Now it’s many fans’ dream to actually work on the thing they love. David Tennant also grew up with the show, and often spoke of what an unbelievable experience it was to be the Doctor. That dream is no less true for writers than for actors, and every week tuning in to DW are a thousand and one authors — aspiring or otherwise — who would trade anything for the chance to write an episode. So what makes Gaiman’s episode so special?

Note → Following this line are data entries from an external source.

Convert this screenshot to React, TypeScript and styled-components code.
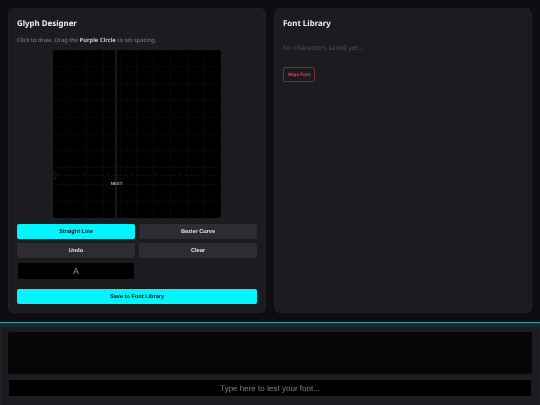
import styled, { createGlobalStyle } from "styled-components";

const GlobalStyle = createGlobalStyle`
  html, body {
    margin: 0;
    padding: 0;
    height: 100%;
    background: #0e0e12;
  }
  #root {
    height: 100%;
  }
  * {
    box-sizing: border-box;
    text-rendering: geometricPrecision;
  }
`;

const Page = styled.div`
  width: 540px;
  height: 405px;
  display: flex;
  flex-direction: column;
  overflow: hidden;
  background: #0e0e12;
  filter: blur(0.3px);
`;

const Main = styled.div`
  display: grid;
  grid-template-columns: 1fr 1fr;
  gap: 8px;
  padding: 8px 8px 9px;
  height: 322px;
`;

const Panel = styled.section`
  background: #1c1c20;
  border: 1px solid #212125;
  border-radius: 6px;
  padding: 8px;
  display: flex;
  flex-direction: column;
`;

const Title = styled.h2`
  margin: 0;
  padding-top: 1px;
  font: 700 7.9px/12px "Noto Sans", sans-serif;
  color: #f0f0f2;
`;

const Hint = styled.p`
  margin: 6px 0 0;
  font: 400 5.77px/8px "Noto Sans", sans-serif;
  color: #85868b;
  b {
    color: #c4c5c8;
    font-weight: 700;
  }
`;

const Canvas = styled.svg`
  display: block;
  width: 168px;
  height: 168px;
  margin: 6px auto 0;
  background: #000;
  border-radius: 3px;
`;

const Tools = styled.div`
  display: grid;
  grid-template-columns: 1fr 1fr;
  gap: 4px;
  margin-top: 6px;
`;

const Button = styled.button<{ $active?: boolean }>`
  height: 15px;
  padding: 1px 0 0;
  border: none;
  border-radius: 2px;
  font: 700 5.6px/14px "Liberation Sans", sans-serif;
  background: ${(p) => (p.$active ? "#00f5ff" : "#2c2c32")};
  color: ${(p) => (p.$active ? "#0b0c10" : "#e4e4e6")};
`;

const CharInput = styled.input`
  height: 18px;
  width: 100%;
  padding: 0;
  border: 1px solid #1c1c20;
  border-radius: 2px;
  background: #000;
  color: #85868a;
  text-align: center;
  font: 400 9px "Liberation Sans", sans-serif;
  outline: none;
`;

const SaveButton = styled(Button)`
  width: 100%;
  margin-top: 9px;
`;

const Empty = styled.p`
  margin: 13px 0 0;
  font: 400 6.7px/10px "Noto Sans", sans-serif;
  color: #505156;
`;

const WipeButton = styled.button`
  align-self: flex-start;
  height: 15px;
  margin-top: 14px;
  padding: 0 4px;
  background: transparent;
  border: 1px solid #7a2c3a;
  border-radius: 2px;
  color: #e0405a;
  font: 700 4.6px/13px "Liberation Sans", sans-serif;
`;

const TestBar = styled.footer`
  flex: 1;
  display: flex;
  flex-direction: column;
  gap: 5px;
  padding: 9px 8px 8px;
  background: #1c1c20;
  border-top: 1px solid #27a0a4;
  box-shadow: inset 0 3px 4px -1px rgba(0, 245, 255, 0.1);
`;

const Preview = styled.div`
  height: 42px;
  background: #060607;
  border-radius: 2px;
`;

const TestInput = styled.input`
  height: 18px;
  width: 100%;
  padding: 0;
  border: 1px solid #1c1c20;
  border-radius: 2px;
  background: #000;
  color: #ddd;
  text-align: center;
  font: 400 8px "Liberation Sans", sans-serif;
  outline: none;
  &::placeholder {
    color: #808185;
    opacity: 1;
  }
`;

const gridSteps = [1, 2, 3, 4, 5, 6, 7, 8, 9];

function GlyphCanvas() {
  return (
    <Canvas viewBox="0 0 168 168">
      {gridSteps.map((i) => (
        <g key={i} stroke="#09090a" strokeWidth="1">
          <line x1={i * 16.8} y1="0" x2={i * 16.8} y2="168" />
          <line x1="0" y1={i * 16.8} x2="168" y2={i * 16.8} />
        </g>
      ))}
      <line x1="0" y1="125.5" x2="168" y2="125.5" stroke="#161618" strokeWidth="1" strokeDasharray="2 4" />
      <line x1="63" y1="0" x2="63" y2="168" stroke="#18181a" strokeWidth="2" />
      <circle cx="0" cy="125.5" r="3.5" fill="none" stroke="#232326" strokeWidth="1" />
      <text x="63.5" y="134.5" textAnchor="middle" fill="#e8e8ea" fontSize="4.4" fontFamily="Liberation Sans, sans-serif">
        NEXT
      </text>
    </Canvas>
  );
}

export default function App() {
  return (
    <Page>
      <GlobalStyle />
      <Main>
        <Panel>
          <Title>Glyph Designer</Title>
          <Hint>
            Click to draw. Drag the <b>Purple Circle</b> to set spacing.
          </Hint>
          <GlyphCanvas />
          <Tools>
            <Button $active>Straight Line</Button>
            <Button>Bezier Curve</Button>
            <Button>Undo</Button>
            <Button>Clear</Button>
            <CharInput defaultValue="A" />
          </Tools>
          <SaveButton $active>Save to Font Library</SaveButton>
        </Panel>
        <Panel>
          <Title>Font Library</Title>
          <Empty>No characters saved yet...</Empty>
          <WipeButton>Wipe Font</WipeButton>
        </Panel>
      </Main>
      <TestBar>
        <Preview />
        <TestInput placeholder="Type here to test your font..." />
      </TestBar>
    </Page>
  );
}
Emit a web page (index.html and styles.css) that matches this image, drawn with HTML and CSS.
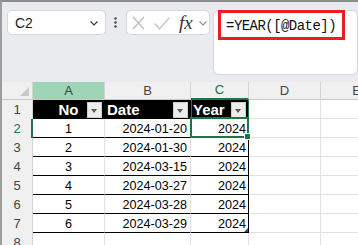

In the intervening time between Gaiman watching Who in his youth and penning a script that will air today, he has had a fantastic career, written some of the greatest books in the English language, and amassed a small army of loyal fans of his own. It has become such a given that any given site Gaiman finds interesting will be crashed and downed by his Twitter followers that it even has its own hashtag: #neilwebfail

So is it just the rabid press of Gaiman fans ready and waiting for anything that comes from Gaiman’s pen? Well, at least partly. But it’s still more than even that. It’s not just that Gaiman has devoted followers and he so happens to be writing a Who episode. It’s that this specific desire is a long-held wish for many. Even before the buzz of publicity leading up to today crowned Gaiman as an important and influential Whovian, and while Doctor Who was still gaining its post-2005 momentum, Gaiman-fans and Who-fans who hadn’t even realized Gaiman was a Whovian were saying “it would be perfect if Neil Gaiman wrote an episode.” In achieving his own dream, Gaiman has — all at once — also caused the very dream of many, many fans to be realized as well.

Speculative fiction, more than other genres, especially needs that symbiosis between author, text, and reader; in contemporary times spec-fic series are made or broken by fan response and the relationship between the fanbase and creators. Gaiman’s relationship and communication with his fans has always been fantastic (why, he’s even tweeted @ me before), holding Q&A sessions over Twitter and on the road, even “touring” his Newberry Award-winning Graveyard Book for free. But I can’t think of any time — whether we’re talking about Gaiman, or some other author — where there’s been this much conflagration between the author’s dreams and the fans’ dreams coming true, together. On the one hand, Gaiman is just another Whovian, one who’s “made it;” to that extent he is one of us. But even as he is nervous for the coming episode, Gaiman is simultaneously more a fan, and more an author, than ever before. (That Gaiman’s episode comes under fan-favorite showrunner Steven Moffat and not the more ambiguously received Russell T. Davies only underscores all this.) It’s a wondrous and almost cosmic synchronization of desire and enjoyment. Hopes are high — poor Gaiman is possibly a nervous wreck — but honestly, I can’t imagine much disappointment. Expectations are as high as ever since the trailer aired, and every moment of it is not only classic Who, but unmistakably Gaimanesque.

I can’t imagine a time where something that I hope, dream, and pray for becomes the very thing that others are hoping, dreaming and praying for — not that they too want to do it, but that they also are hoping and dreaming that I will do it. I imagine I would be honored, and so:

Mr. Gaiman, if you ever read this, I hope you too are honored. Having met you (I am sure you do not remember, even though you did dedicate Anansi Boys to me), I must say that if this strange and wondrous alignment of fandom wishes had to happen to anyone, I am incredibly glad it happened to someone like you. I suspect you will be able to handle it.